"""
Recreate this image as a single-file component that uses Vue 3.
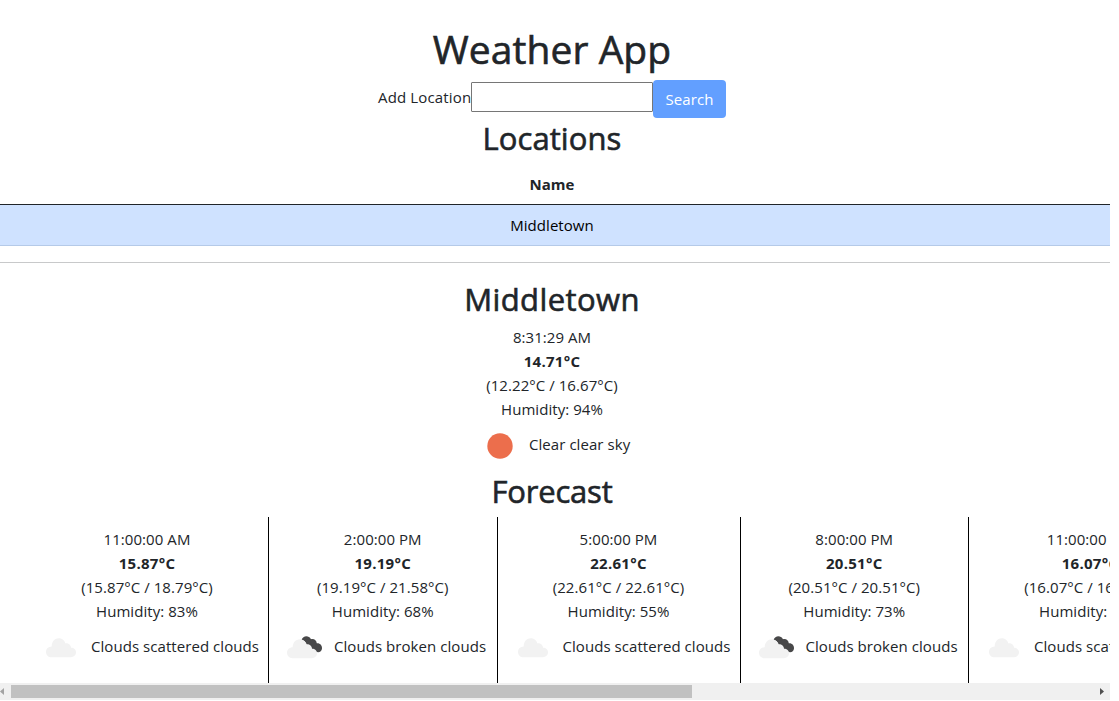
<script setup>
const forecasts = [
  { time: '11:00:00 AM', temp: '15.87°C', range: '(15.87°C / 18.79°C)', humidity: '83%', text: 'Clouds scattered clouds', broken: false },
  { time: '2:00:00 PM', temp: '19.19°C', range: '(19.19°C / 21.58°C)', humidity: '68%', text: 'Clouds broken clouds', broken: true },
  { time: '5:00:00 PM', temp: '22.61°C', range: '(22.61°C / 22.61°C)', humidity: '55%', text: 'Clouds scattered clouds', broken: false },
  { time: '8:00:00 PM', temp: '20.51°C', range: '(20.51°C / 20.51°C)', humidity: '73%', text: 'Clouds broken clouds', broken: true },
  { time: '11:00:00 PM', temp: '16.07°C', range: '(16.07°C / 16.07°C)', humidity: '80%', text: 'Clouds scattered clouds', broken: false },
]
</script>

<template>
  <div class="page">
    <h1>Weather App</h1>
    <div class="search">
      <label for="loc">Add Location</label>
      <input id="loc" type="text" />
      <button>Search</button>
    </div>
    <h2 class="h-loc">Locations</h2>
    <div class="th">Name</div>
    <div class="td">Middletown</div>
    <hr />
    <h2 class="h-mid">Middletown</h2>
    <div class="weather">
      <div>8:31:29 AM</div>
      <div class="strong">14.71°C</div>
      <div>(12.22°C / 16.67°C)</div>
      <div>Humidity: 94%</div>
      <div class="cond now">
        <svg width="50" height="50" viewBox="0 0 50 50"><circle cx="25" cy="25" r="12.7" fill="#ec6e4c" /></svg>
        <span>Clear clear sky</span>
      </div>
    </div>
    <h2 class="h-fore">Forecast</h2>
    <div class="cards">
      <div v-for="f in forecasts" :key="f.time" class="card" :class="{ narrow: f.broken }">
        <div>{{ f.time }}</div>
        <div class="strong">{{ f.temp }}</div>
        <div>{{ f.range }}</div>
        <div>Humidity: {{ f.humidity }}</div>
        <div class="cond">
          <svg v-if="f.broken" width="50" height="50" viewBox="0 0 50 50">
            <path d="M22.6 17C24 12.6 29.6 12 32 16.2C35 15.4 37.6 17.4 37.8 20.2C41 19.8 43.3 22.4 43 25.6C42.8 28.8 39.5 30.3 36.8 28.6C34 28.6 32.4 27 32.1 24.8C29.6 25 28 23.5 27.3 20.6C26.4 18.4 24.8 17.4 22.6 17Z" fill="#484849" />
            <path d="M13.5 35.2C10.3 35.2 8 32.8 8 29.8C8 26.7 10.5 24.3 13.7 24.3C13.6 19.9 16.8 16.3 20.8 16.3C24 16.3 26.6 18.5 27.4 21.4C30.4 21 33 23.2 33 25.8C36 25.8 38 27.8 38 30.3C38 33.1 35.8 35.2 33 35.2Z" fill="#f2f2f2" />
          </svg>
          <svg v-else width="50" height="50" viewBox="0 0 50 50">
            <path d="M15.5 34.2C12.3 34.2 10 31.8 10 28.9C10 25.9 12.5 23.8 15.7 23.6C15.6 18.8 18.8 15.3 22.8 15.3C26 15.3 28.6 17.5 29.4 20.4C32.4 20 35 22.2 35 24.8C38 24.8 40 26.8 40 29.3C40 32.1 37.8 34.2 35 34.2Z" fill="#f2f2f2" />
          </svg>
          <span>{{ f.text }}</span>
        </div>
      </div>
    </div>
    <div class="scrollbar">
      <svg width="11" height="17" viewBox="0 0 11 17"><path d="M0 8.5L4 5V12Z" fill="#a3a3a3" /></svg>
      <div class="track"><div class="thumb"></div></div>
      <svg width="17" height="17" viewBox="0 0 17 17"><path d="M7 5L11 8.5L7 12Z" fill="#505050" /></svg>
    </div>
  </div>
</template>

<style>
body { margin: 0; background: #fff; overflow: hidden; }
</style>
<style scoped>
* { box-sizing: border-box; }
.page {
  width: 1110px;
  height: 701px;
  padding-top: 25px;
  overflow: hidden;
  font: 400 15px/24px "Segoe UI", "Open Sans", "Noto Sans", sans-serif;
  letter-spacing: 0.06px;
  color: #212529;
}
h1, h2 { margin: 0; padding-right: 6px; text-align: center; font-weight: 500; white-space: nowrap; -webkit-text-stroke: 0.6px #212529; }
h1 { height: 55px; font-size: 39px; line-height: 48px; }
h2 { height: 46px; font-size: 31px; line-height: 41px; }
.h-mid { letter-spacing: 0.4px; }
.h-fore { letter-spacing: -0.2px; }
.search { display: flex; height: 38px; padding-left: 378px; }
label { width: 93px; padding-top: 5px; letter-spacing: 0.15px; white-space: nowrap; }
input { width: 182px; height: 30px; margin-top: 2px; border: 1px solid #767676; border-radius: 1px; background: #fff; }
button { width: 73px; height: 38px; padding: 0; border: 0; border-radius: 4px; background: #629fff; color: #fff; font: inherit; line-height: 39px; letter-spacing: 0.1px; }
.th { height: 41px; padding: 8px 6px 8px 0; border-bottom: 1px solid #212529; text-align: center; font-weight: 700; }
.td { height: 41px; padding: 8px 6px 8px 0; border-bottom: 1px solid #b5cae8; background: #cfe2ff; text-align: center; color: #000; }
hr { height: 1px; margin: 16px 0; border: 0; background: #c8c9ca; }
.weather { height: 146px; padding-right: 6px; text-align: center; }
.strong { font-weight: 700; letter-spacing: 0.3px; }
.cond { display: flex; gap: 5px; height: 50px; text-align: left; white-space: nowrap; }
.cond svg { flex: none; }
.cond span { padding-top: 11px; }
.now { padding-left: 475px; gap: 4px; }
.cards { display: flex; width: 1110px; height: 166px; padding-left: 26px; overflow: hidden; }
.card { flex: none; width: 243px; padding: 10px; border-right: 1px solid #000; text-align: center; }
.card.narrow { width: 228.5px; }
.scrollbar { display: flex; height: 17px; background: #f0f0f0; }
.track { flex: 1; padding: 2px 0; }
.thumb { width: 681px; height: 13px; background: #c1c1c1; }
</style>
"""
▸ **Exercise description**
Exclude the images, then output the data above word for word.

▸ **Written solution**
Recreate this image as a single-file component that uses Vue 3.
<script setup>
const forecasts = [
  { time: '11:00:00 AM', temp: '15.87°C', range: '(15.87°C / 18.79°C)', humidity: '83%', text: 'Clouds scattered clouds', broken: false },
  { time: '2:00:00 PM', temp: '19.19°C', range: '(19.19°C / 21.58°C)', humidity: '68%', text: 'Clouds broken clouds', broken: true },
  { time: '5:00:00 PM', temp: '22.61°C', range: '(22.61°C / 22.61°C)', humidity: '55%', text: 'Clouds scattered clouds', broken: false },
  { time: '8:00:00 PM', temp: '20.51°C', range: '(20.51°C / 20.51°C)', humidity: '73%', text: 'Clouds broken clouds', broken: true },
  { time: '11:00:00 PM', temp: '16.07°C', range: '(16.07°C / 16.07°C)', humidity: '80%', text: 'Clouds scattered clouds', broken: false },
]
</script>

<template>
  <div class="page">
    <h1>Weather App</h1>
    <div class="search">
      <label for="loc">Add Location</label>
      <input id="loc" type="text" />
      <button>Search</button>
    </div>
    <h2 class="h-loc">Locations</h2>
    <div class="th">Name</div>
    <div class="td">Middletown</div>
    <hr />
    <h2 class="h-mid">Middletown</h2>
    <div class="weather">
      <div>8:31:29 AM</div>
      <div class="strong">14.71°C</div>
      <div>(12.22°C / 16.67°C)</div>
      <div>Humidity: 94%</div>
      <div class="cond now">
        <svg width="50" height="50" viewBox="0 0 50 50"><circle cx="25" cy="25" r="12.7" fill="#ec6e4c" /></svg>
        <span>Clear clear sky</span>
      </div>
    </div>
    <h2 class="h-fore">Forecast</h2>
    <div class="cards">
      <div v-for="f in forecasts" :key="f.time" class="card" :class="{ narrow: f.broken }">
        <div>{{ f.time }}</div>
        <div class="strong">{{ f.temp }}</div>
        <div>{{ f.range }}</div>
        <div>Humidity: {{ f.humidity }}</div>
        <div class="cond">
          <svg v-if="f.broken" width="50" height="50" viewBox="0 0 50 50">
            <path d="M22.6 17C24 12.6 29.6 12 32 16.2C35 15.4 37.6 17.4 37.8 20.2C41 19.8 43.3 22.4 43 25.6C42.8 28.8 39.5 30.3 36.8 28.6C34 28.6 32.4 27 32.1 24.8C29.6 25 28 23.5 27.3 20.6C26.4 18.4 24.8 17.4 22.6 17Z" fill="#484849" />
            <path d="M13.5 35.2C10.3 35.2 8 32.8 8 29.8C8 26.7 10.5 24.3 13.7 24.3C13.6 19.9 16.8 16.3 20.8 16.3C24 16.3 26.6 18.5 27.4 21.4C30.4 21 33 23.2 33 25.8C36 25.8 38 27.8 38 30.3C38 33.1 35.8 35.2 33 35.2Z" fill="#f2f2f2" />
          </svg>
          <svg v-else width="50" height="50" viewBox="0 0 50 50">
            <path d="M15.5 34.2C12.3 34.2 10 31.8 10 28.9C10 25.9 12.5 23.8 15.7 23.6C15.6 18.8 18.8 15.3 22.8 15.3C26 15.3 28.6 17.5 29.4 20.4C32.4 20 35 22.2 35 24.8C38 24.8 40 26.8 40 29.3C40 32.1 37.8 34.2 35 34.2Z" fill="#f2f2f2" />
          </svg>
          <span>{{ f.text }}</span>
        </div>
      </div>
    </div>
    <div class="scrollbar">
      <svg width="11" height="17" viewBox="0 0 11 17"><path d="M0 8.5L4 5V12Z" fill="#a3a3a3" /></svg>
      <div class="track"><div class="thumb"></div></div>
      <svg width="17" height="17" viewBox="0 0 17 17"><path d="M7 5L11 8.5L7 12Z" fill="#505050" /></svg>
    </div>
  </div>
</template>

<style>
body { margin: 0; background: #fff; overflow: hidden; }
</style>
<style scoped>
* { box-sizing: border-box; }
.page {
  width: 1110px;
  height: 701px;
  padding-top: 25px;
  overflow: hidden;
  font: 400 15px/24px "Segoe UI", "Open Sans", "Noto Sans", sans-serif;
  letter-spacing: 0.06px;
  color: #212529;
}
h1, h2 { margin: 0; padding-right: 6px; text-align: center; font-weight: 500; white-space: nowrap; -webkit-text-stroke: 0.6px #212529; }
h1 { height: 55px; font-size: 39px; line-height: 48px; }
h2 { height: 46px; font-size: 31px; line-height: 41px; }
.h-mid { letter-spacing: 0.4px; }
.h-fore { letter-spacing: -0.2px; }
.search { display: flex; height: 38px; padding-left: 378px; }
label { width: 93px; padding-top: 5px; letter-spacing: 0.15px; white-space: nowrap; }
input { width: 182px; height: 30px; margin-top: 2px; border: 1px solid #767676; border-radius: 1px; background: #fff; }
button { width: 73px; height: 38px; padding: 0; border: 0; border-radius: 4px; background: #629fff; color: #fff; font: inherit; line-height: 39px; letter-spacing: 0.1px; }
.th { height: 41px; padding: 8px 6px 8px 0; border-bottom: 1px solid #212529; text-align: center; font-weight: 700; }
.td { height: 41px; padding: 8px 6px 8px 0; border-bottom: 1px solid #b5cae8; background: #cfe2ff; text-align: center; color: #000; }
hr { height: 1px; margin: 16px 0; border: 0; background: #c8c9ca; }
.weather { height: 146px; padding-right: 6px; text-align: center; }
.strong { font-weight: 700; letter-spacing: 0.3px; }
.cond { display: flex; gap: 5px; height: 50px; text-align: left; white-space: nowrap; }
.cond svg { flex: none; }
.cond span { padding-top: 11px; }
.now { padding-left: 475px; gap: 4px; }
.cards { display: flex; width: 1110px; height: 166px; padding-left: 26px; overflow: hidden; }
.card { flex: none; width: 243px; padding: 10px; border-right: 1px solid #000; text-align: center; }
.card.narrow { width: 228.5px; }
.scrollbar { display: flex; height: 17px; background: #f0f0f0; }
.track { flex: 1; padding: 2px 0; }
.thumb { width: 681px; height: 13px; background: #c1c1c1; }
</style>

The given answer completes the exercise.